The number of ion pairs formed in a gas depends upon the type and energy of the incident radiation and
the nature of the gas. Each different gas has its own ionization potential, that is, the amount of energy
necessary to cause one ion pair to form.

If left to themselves, negative electrons and positive ions will recombine to form neutral atoms again.
However, if an electric field is applied, via the application of a high voltage to the gas, then the negative
electrons will move toward the positive electrode and the positive ions will move toward the negative elec-
trode. This causes a current to flow.

This current is usually very small, usually too small to measure under ordinary conditions, therefore, some
method for amplifying the current is needed. It is desirable to operate the detector in such a way that each
individual interaction process gives rise to a detectable pulse. This is accomplished via the external circuit
design and through gas multiplication.

A few free electrons, under the influence a strong enough electric field, may have enough kinetic energy
that when they collide with neutral atoms they also ionize these atoms. If this process begins and repeats
itself many times it produces a cascade of electrons. This cascade works like an avalanche and produces
a pulse of many charged electrons. This is called gas multiplication.

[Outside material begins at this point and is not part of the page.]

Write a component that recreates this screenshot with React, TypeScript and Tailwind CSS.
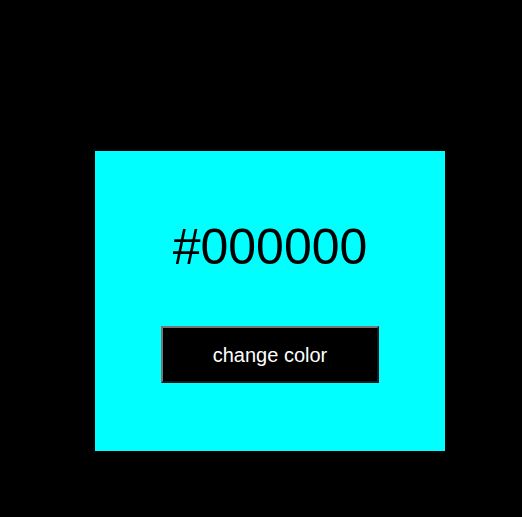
import { useState } from 'react';

const App = () => {
  const [color] = useState('#000000');

  return (
    <div className="min-h-screen w-full bg-black pt-[151px] pl-[95px]" style={{ fontFamily: '"Liberation Sans", Arial, sans-serif' }}>
      <div className="w-[350px] h-[300px] bg-[#00ffff] flex flex-col items-center justify-center gap-[51px]">
        <h1 className="text-[50px] leading-[56px] text-black">{color}</h1>
        <button className="w-[218px] h-[57px] bg-black text-white text-[20px] border-2 border-t-[#767676] border-l-[#767676] border-r-[#1a1a1a] border-b-[#1a1a1a]">
          change color
        </button>
      </div>
    </div>
  );
};

export default App;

In a Geiger Mueller tube the formation of only one free electron in the gas volume is usually enough to
initiate an avalanche.

The Geiger Mueller pulse or avalanche ends when a high enough positive ion concentration is formed in
the gas to reduce the intensity of the electric field. Any ionization event that occurs during this time will not
produce an avalanche or pulse. During this time the tube is said to be "dead." After a short time period
these ions dissipate enabling the tube to respond normally once more.

Geiger Mueller tubes are filled with some small amount of "quench" gas to help end the pulse period by
absorbing some of the free energy in the system.

If the voltage on the Geiger Mueller tube is too high, or the radiation rate is too high, the Geiger Mueller
tube will continuously discharge because a continuous arc of current will have been formed.